Mieszkańcy Kaliningradu protestowali przeciwko Putinowi
- IAR
Około 10 tysięcy mieszkańców Kaliningradu wzięło udział w akcji protestacyjnej opozycji
Rosyjskie media poinformowały, że zebrani domagali się dymisji premiera Władimira Putina i Gieorgija Boosa - gubernatora obwody kaliningradzkiego. Mieszkańcy Kaliningradu protestowali między innymi przeciwko podwyżkom podatku transportowego i opłat za usługi komunalne. Mimo, że lokalne władze w ostatnim momencie podwyżki niektórych opłat odwołały, ludzie masowo przyszli na demonstrację.

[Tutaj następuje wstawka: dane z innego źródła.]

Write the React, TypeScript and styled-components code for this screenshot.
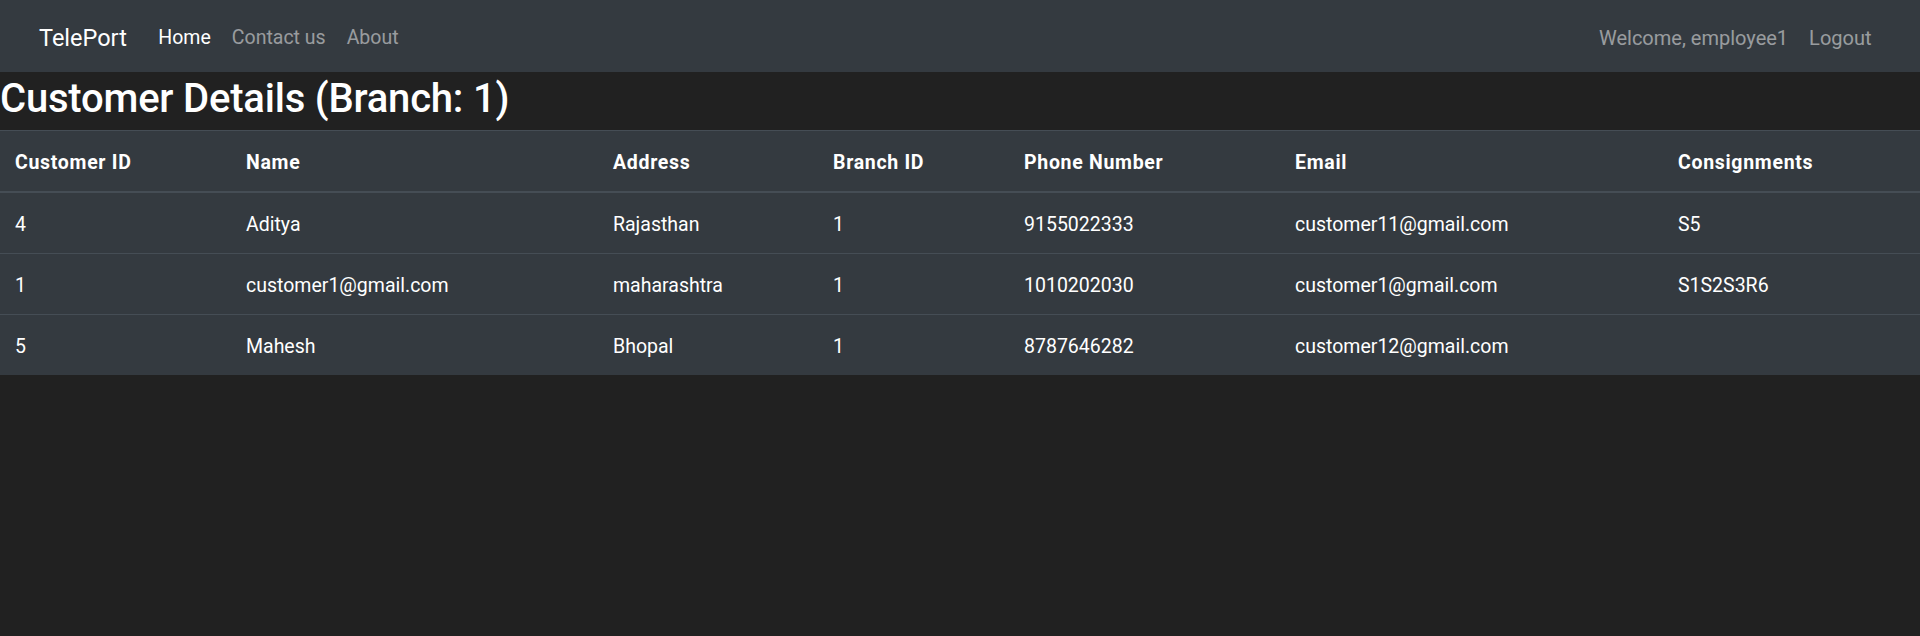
import React from "react";
import styled, { createGlobalStyle } from "styled-components";

const GlobalStyle = createGlobalStyle`
  html, body {
    margin: 0;
    padding: 0;
    background: #212121;
    color: #ffffff;
    font-family: Roboto, "Liberation Sans", Arial, sans-serif;
  }
  * { box-sizing: border-box; }
`;

const NavBar = styled.nav`
  display: flex;
  align-items: center;
  height: 72px;
  padding: 4px 38px 0 39px;
  background: #343a40;
`;

const Brand = styled.a`
  font-size: 23.5px;
  color: #ffffff;
  text-decoration: none;
  margin-right: 21px;
  white-space: nowrap;
`;

const NavList = styled.div`
  display: flex;
  align-items: center;
`;

const RightList = styled(NavList)`
  margin-left: auto;
`;

const NavLink = styled.a<{ $active?: boolean }>`
  font-size: 19.5px;
  padding: 0 10.5px;
  line-height: 30px;
  text-decoration: none;
  white-space: nowrap;
  color: ${(p) => (p.$active ? "#ffffff" : "rgba(255,255,255,0.5)")};
`;

const RightLink = styled(NavLink)`
  font-size: 20px;
`;

const Title = styled.h1`
  margin: 0 0 7px;
  padding-top: 3px;
  font-size: 40px;
  font-weight: 500;
  letter-spacing: -0.2px;
  line-height: 48px;
  color: #ffffff;
`;

const Table = styled.table`
  width: 100%;
  table-layout: fixed;
  border-collapse: collapse;
  background: #343a40;
  color: #ffffff;
  font-size: 19.5px;
`;

const HeadCell = styled.th`
  text-align: left;
  font-weight: 700;
  letter-spacing: 0.7px;
  padding: 17px 15px 13px;
  line-height: 30px;
  border-top: 1px solid #454d55;
  border-bottom: 2px solid #454d55;
  white-space: nowrap;
`;

const Cell = styled.td`
  padding: 17px 15px 13px;
  line-height: 30px;
  border-top: 1px solid #454d55;
  white-space: nowrap;
`;

const columns: { label: string; width: number }[] = [
  { label: "Customer ID", width: 231 },
  { label: "Name", width: 367 },
  { label: "Address", width: 220 },
  { label: "Branch ID", width: 191 },
  { label: "Phone Number", width: 271 },
  { label: "Email", width: 383 },
  { label: "Consignments", width: 257 },
];

const rows: string[][] = [
  ["4", "Aditya", "Rajasthan", "1", "9155022333", "customer11@gmail.com", "S5"],
  ["1", "customer1@gmail.com", "maharashtra", "1", "1010202030", "customer1@gmail.com", "S1S2S3R6"],
  ["5", "Mahesh", "Bhopal", "1", "8787646282", "customer12@gmail.com", ""],
];

export default function App() {
  return (
    <>
      <GlobalStyle />
      <NavBar>
        <Brand href="#">TelePort</Brand>
        <NavList>
          <NavLink href="#" $active>Home</NavLink>
          <NavLink href="#">Contact us</NavLink>
          <NavLink href="#">About</NavLink>
        </NavList>
        <RightList>
          <RightLink href="#">Welcome, employee1</RightLink>
          <RightLink href="#">Logout</RightLink>
        </RightList>
      </NavBar>
      <Title>Customer Details (Branch: 1)</Title>
      <Table>
        <colgroup>
          {columns.map((c) => (
            <col key={c.label} style={{ width: c.width }} />
          ))}
        </colgroup>
        <thead>
          <tr>
            {columns.map((c) => (
              <HeadCell key={c.label}>{c.label}</HeadCell>
            ))}
          </tr>
        </thead>
        <tbody>
          {rows.map((r, i) => (
            <tr key={i}>
              {r.map((v, j) => (
                <Cell key={j}>{v}</Cell>
              ))}
            </tr>
          ))}
        </tbody>
      </Table>
    </>
  );
}
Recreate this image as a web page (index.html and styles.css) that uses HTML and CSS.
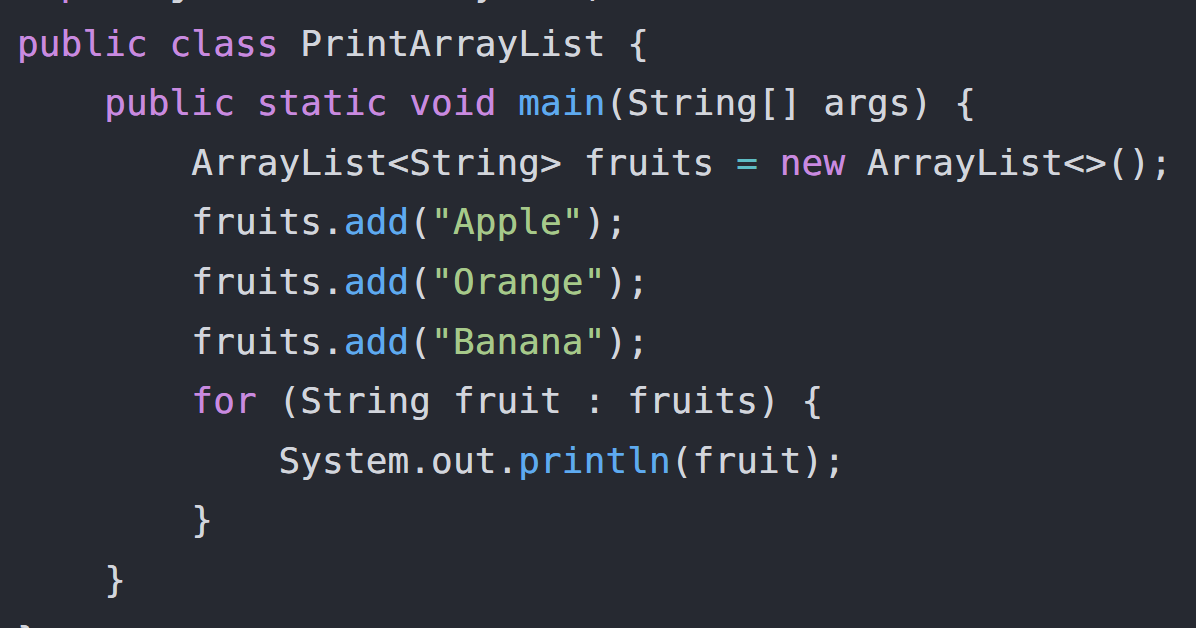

Akcję zorganizował opozycyjny rosyjski ruch Solidarność, a uczestniczyli w niej również członkowie niemal wszystkich liczących się ugrupowań opozycyjnych, między innymi Jabłoko, partii komunistycznej czy liberalno-demokratycznej. Boris Niemcow - jeden z liderów rosyjskiej opozycji powiedział rozgłośni Echo Moskwy, że tą demonstracją mieszkańcy Kaliningradu pokazali, w jaki sposób należy bronić swoich praw.
Podobna, ale już niewielka akcja protestacyjna z udziałem kilkudziesięciu ludzi odbyła się również w Sankt Petersburgu.